Description of the task => Copy out lines with the word "styles" from the material that follows.
* * * *
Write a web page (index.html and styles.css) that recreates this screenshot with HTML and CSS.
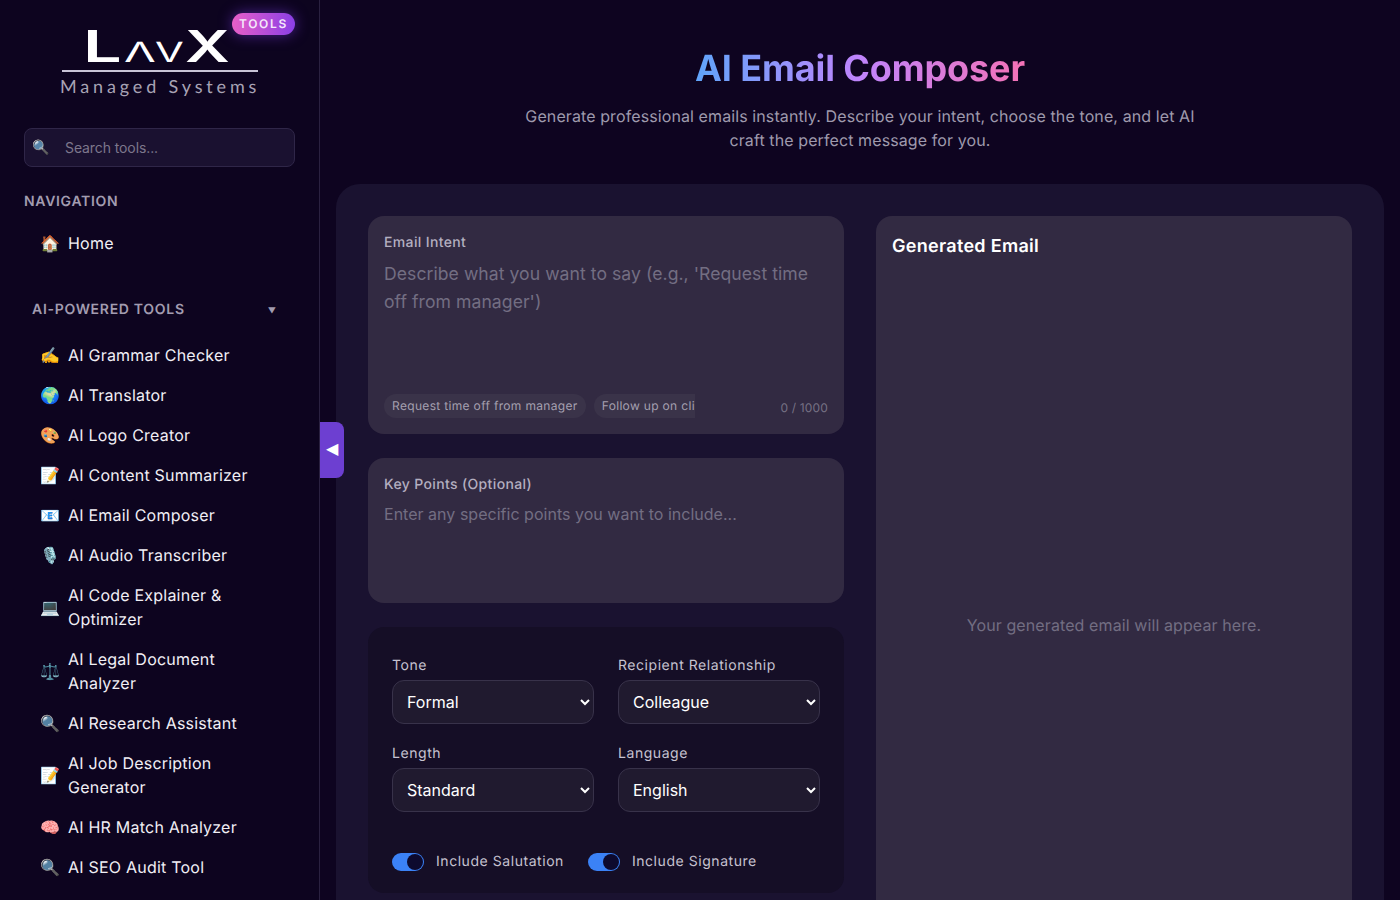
FILE: index.html
```html
<!DOCTYPE html>
<html lang="en">
  <head>
    <title>AI Email Composer</title>
    <meta name="viewport" content="width=device-width, initial-scale=1.0" />
    <link rel="stylesheet" href="styles.css">
  </head>
  <body>
    <div class="app">
      <aside class="sidebar">
        <div class="brand">
          <svg class="brand-mark" width="198" height="40" viewBox="0 0 198 40" role="img" aria-label="LavX">
            <text x="21" y="34" class="mark-big" textLength="39" lengthAdjust="spacingAndGlyphs">L</text>
            <text x="62" y="34" class="mark-small" textLength="32" lengthAdjust="spacingAndGlyphs">Λ</text>
            <text x="93" y="34" class="mark-small" textLength="29" lengthAdjust="spacingAndGlyphs">V</text>
            <text x="123" y="34" class="mark-big" textLength="45" lengthAdjust="spacingAndGlyphs">X</text>
          </svg>
          <div class="brand-rule"></div>
          <div class="brand-sub">Managed Systems</div>
          <span class="badge">TOOLS</span>
        </div>

        <div class="search">
          <span class="search-icon">🔍</span>
          <input class="search-input" type="text" placeholder="Search tools...">
        </div>

        <h4 class="nav-title">NAVIGATION</h4>
        <ul class="nav-list">
          <li class="nav-item"><span class="nav-icon">🏠</span><span>Home</span></li>
        </ul>

        <div class="nav-group">
          <span>AI-POWERED TOOLS</span>
          <span class="nav-caret">▼</span>
        </div>
        <ul class="nav-list">
          <li class="nav-item"><span class="nav-icon">✍️</span><span>AI Grammar Checker</span></li>
          <li class="nav-item"><span class="nav-icon">🌍</span><span>AI Translator</span></li>
          <li class="nav-item"><span class="nav-icon">🎨</span><span>AI Logo Creator</span></li>
          <li class="nav-item"><span class="nav-icon">📝</span><span>AI Content Summarizer</span></li>
          <li class="nav-item"><span class="nav-icon">📧</span><span>AI Email Composer</span></li>
          <li class="nav-item"><span class="nav-icon">🎙️</span><span>AI Audio Transcriber</span></li>
          <li class="nav-item"><span class="nav-icon">💻</span><span>AI Code Explainer &amp; Optimizer</span></li>
          <li class="nav-item"><span class="nav-icon">⚖️</span><span>AI Legal Document Analyzer</span></li>
          <li class="nav-item"><span class="nav-icon">🔍</span><span>AI Research Assistant</span></li>
          <li class="nav-item"><span class="nav-icon">📝</span><span>AI Job Description Generator</span></li>
          <li class="nav-item"><span class="nav-icon">🧠</span><span>AI HR Match Analyzer</span></li>
          <li class="nav-item"><span class="nav-icon">🔍</span><span>AI SEO Audit Tool</span></li>
        </ul>
      </aside>

      <button class="sidebar-toggle" type="button" aria-label="Collapse sidebar">◀</button>

      <main class="main">
        <header class="page-head">
          <h1 class="page-title"><span>AI Email Composer</span></h1>
          <p class="page-sub">Generate professional emails instantly. Describe your intent, choose the tone, and let AI craft the perfect message for you.</p>
        </header>

        <section class="panel">
          <div class="col">
            <div class="card card-intent">
              <label class="field-label">Email Intent</label>
              <textarea class="intent-text" placeholder="Describe what you want to say (e.g., 'Request time off from manager')"></textarea>
              <div class="intent-foot">
                <div class="chips">
                  <span class="chip">Request time off from manager</span>
                  <span class="chip">Follow up on client proposal</span>
                </div>
                <span class="counter">0 / 1000</span>
              </div>
            </div>

            <div class="card card-points">
              <label class="field-label">Key Points (Optional)</label>
              <textarea class="points-text" placeholder="Enter any specific points you want to include..."></textarea>
            </div>

            <div class="options">
              <div class="options-grid">
                <div>
                  <label class="opt-label">Tone</label>
                  <select class="opt-select"><option>Formal</option><option>Friendly</option></select>
                </div>
                <div>
                  <label class="opt-label">Recipient Relationship</label>
                  <select class="opt-select"><option>Colleague</option><option>Manager</option></select>
                </div>
                <div>
                  <label class="opt-label">Length</label>
                  <select class="opt-select"><option>Standard</option><option>Short</option></select>
                </div>
                <div>
                  <label class="opt-label">Language</label>
                  <select class="opt-select"><option>English</option><option>Spanish</option></select>
                </div>
              </div>
              <div class="toggles">
                <div class="toggle-row"><span class="toggle"></span><span>Include Salutation</span></div>
                <div class="toggle-row"><span class="toggle"></span><span>Include Signature</span></div>
              </div>
            </div>
          </div>

          <div class="col">
            <div class="card card-output">
              <h3 class="output-title">Generated Email</h3>
              <div class="output-body">Your generated email will appear here.</div>
            </div>
          </div>
        </section>
      </main>
    </div>
  </body>
</html>
```

FILE: styles.css
```css
* {
  box-sizing: border-box;
}

html,
body {
  margin: 0;
  height: 100%;
  overflow: hidden;
}

body {
  background: #0e0420;
  color: #fff;
  font-family: Inter, "Noto Sans", sans-serif;
  letter-spacing: 0.16px;
  text-rendering: geometricPrecision;
}

ul {
  list-style: none;
  margin: 0;
  padding: 0;
}

.app {
  display: flex;
  height: 100vh;
  position: relative;
}

/* sidebar */
.sidebar {
  width: 320px;
  flex: none;
  height: 100vh;
  overflow: hidden;
  padding: 0 24px;
  background: #0d041f;
  border-right: 1px solid #2a2140;
}

.brand {
  position: relative;
  width: 196px;
  margin: 0 0 0 38px;
  padding-top: 28px;
}

.brand-mark {
  display: block;
  overflow: visible;
}

.mark-big,
.mark-small {
  font-family: Inter, sans-serif;
  fill: #fff;
}

.mark-big {
  font-size: 44px;
  font-weight: 600;
}

.mark-small {
  font-size: 28px;
  font-weight: 400;
}

.brand-rule {
  height: 2px;
  margin-top: 2px;
  background: #c9c4d6;
}

.brand-sub {
  margin: 4px 0 0 -2px;
  font-family: Lato, sans-serif;
  font-size: 18px;
  line-height: 20px;
  letter-spacing: 3.85px;
  white-space: nowrap;
  color: #a8a3b5;
}

.badge {
  position: absolute;
  top: 13px;
  right: -37px;
  width: 63px;
  height: 22px;
  border-radius: 11px;
  background: linear-gradient(90deg, #e85fc8, #8a3fe6);
  box-shadow: 0 0 14px rgba(124, 58, 237, 0.55);
  font-size: 12px;
  font-weight: 600;
  line-height: 22px;
  letter-spacing: 1.7px;
  text-align: center;
  color: #f5e9fb;
}

.search {
  display: flex;
  align-items: center;
  height: 39px;
  margin-top: 32px;
  padding-left: 7px;
  background: #1a1130;
  border: 1px solid #2f2648;
  border-radius: 8px;
}

.search-icon {
  width: 33px;
  flex: none;
  font-size: 14px;
}

.search-input {
  flex: 1;
  min-width: 0;
  border: none;
  outline: none;
  background: none;
  padding: 0;
  font: inherit;
  font-size: 14px;
  letter-spacing: -0.1px;
  color: #fff;
}

.search-input::placeholder {
  color: #7d778c;
}

.nav-title {
  margin: 25px 0 11px;
  font-size: 14px;
  font-weight: 600;
  line-height: 20px;
  letter-spacing: 0.7px;
  color: #a29cb0;
}

.nav-item {
  display: flex;
  align-items: center;
  gap: 8px;
  padding: 8px 16px;
  font-size: 16px;
  line-height: 24px;
  letter-spacing: 0.22px;
  color: #f1eff5;
}

.nav-icon {
  width: 20px;
  flex: none;
  text-align: center;
  letter-spacing: 0;
}

.nav-group {
  display: flex;
  justify-content: space-between;
  align-items: center;
  margin: 37px 0 15px;
  padding: 0 19px 0 8px;
  font-size: 14px;
  font-weight: 600;
  line-height: 20px;
  letter-spacing: 0.7px;
  color: #a29cb0;
}

.nav-caret {
  font-size: 8px;
  letter-spacing: 0;
}

.sidebar-toggle {
  position: absolute;
  left: 320px;
  top: 422px;
  width: 24px;
  height: 56px;
  padding: 0 0 3px;
  border: none;
  border-radius: 0 8px 8px 0;
  background: #6d3fd1;
  color: #fff;
  font-size: 16px;
}

/* main column */
.main {
  flex: 1;
  min-width: 0;
  padding: 44px 16px 0;
}

.page-head {
  text-align: center;
}

.page-title {
  margin: 0;
  font-size: 36px;
  font-weight: 700;
  line-height: 48px;
  letter-spacing: -0.1px;
}

.page-title span {
  background: linear-gradient(90deg, #60a5fa, #c084fc, #f472b6);
  -webkit-background-clip: text;
  background-clip: text;
  color: transparent;
}

.page-sub {
  max-width: 672px;
  margin: 12px auto 0;
  font-size: 16px;
  line-height: 24px;
  letter-spacing: 0.1px;
  color: #9f9aad;
}

.panel {
  display: grid;
  grid-template-columns: 1fr 1fr;
  gap: 32px;
  margin-top: 32px;
  padding: 32px;
  border-radius: 24px;
  background: #1a1230;
}

.col {
  display: flex;
  flex-direction: column;
  gap: 24px;
  min-width: 0;
}

.card {
  padding: 16px;
  border-radius: 16px;
  background: #322a42;
}

.field-label {
  display: block;
  margin-top: 1px;
  font-size: 14px;
  font-weight: 500;
  line-height: 20px;
  letter-spacing: 0.36px;
  color: #b4afc0;
}

textarea {
  display: block;
  width: 100%;
  padding: 0;
  border: none;
  outline: none;
  resize: none;
  background: none;
  font: inherit;
  letter-spacing: 0.02px;
  color: #fff;
}

textarea::placeholder {
  color: #736e82;
}

.intent-text {
  height: 120px;
  margin-top: 7px;
  font-size: 17.6px;
  line-height: 28px;
  letter-spacing: 0.05px;
}

.intent-foot {
  display: flex;
  justify-content: space-between;
  align-items: flex-end;
  margin-top: 14px;
}

.chips {
  display: flex;
  gap: 8px;
  width: 311px;
  overflow: hidden;
}

.chip {
  flex: none;
  padding: 0 8px;
  height: 24px;
  border-radius: 12px;
  background: #3a3349;
  font-size: 12px;
  line-height: 24px;
  letter-spacing: 0.33px;
  color: #a5a0b0;
}

.counter {
  font-size: 12px;
  line-height: 20px;
  letter-spacing: 0.15px;
  color: #767184;
}

.points-text {
  height: 85px;
  margin-top: 7px;
  font-size: 16px;
  line-height: 24px;
}

.options {
  padding: 29px 24px 21px;
  border-radius: 16px;
  background: #150e26;
}

.options-grid {
  display: grid;
  grid-template-columns: 1fr 1fr;
  gap: 20px 24px;
}

.opt-label {
  display: block;
  margin-bottom: 4px;
  font-size: 14px;
  line-height: 20px;
  letter-spacing: 0.55px;
  color: #c6c2d0;
}

.opt-select {
  display: block;
  width: 100%;
  height: 44px;
  padding: 0 10px;
  border: 1px solid #38324a;
  border-radius: 12px;
  background: #201a2f;
  font: inherit;
  font-size: 16px;
  letter-spacing: 0;
  color: #fff;
}

.toggles {
  display: flex;
  gap: 24px;
  margin-top: 40px;
}

.toggle-row {
  display: flex;
  align-items: center;
  gap: 12px;
  font-size: 14px;
  line-height: 20px;
  letter-spacing: 0.55px;
  color: #c6c2d0;
}

.toggle {
  position: relative;
  width: 32px;
  height: 18px;
  border-radius: 9px;
  background: #3b82f6;
}

.toggle::after {
  content: "";
  position: absolute;
  top: 1px;
  right: 1px;
  width: 16px;
  height: 16px;
  border-radius: 50%;
  background: #0d0a2e;
}

.output-title {
  margin: 1px 0 0;
  font-size: 18px;
  font-weight: 600;
  line-height: 28px;
  letter-spacing: 0.3px;
}

.output-body {
  display: flex;
  align-items: center;
  justify-content: center;
  height: 728px;
  font-size: 16px;
  letter-spacing: 0.1px;
  color: #736e82;
}
```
* * * *
Reply to the exercise =>
Write a web page (index.html and styles.css) that recreates this screenshot with HTML and CSS.
    <link rel="stylesheet" href="styles.css">
FILE: styles.css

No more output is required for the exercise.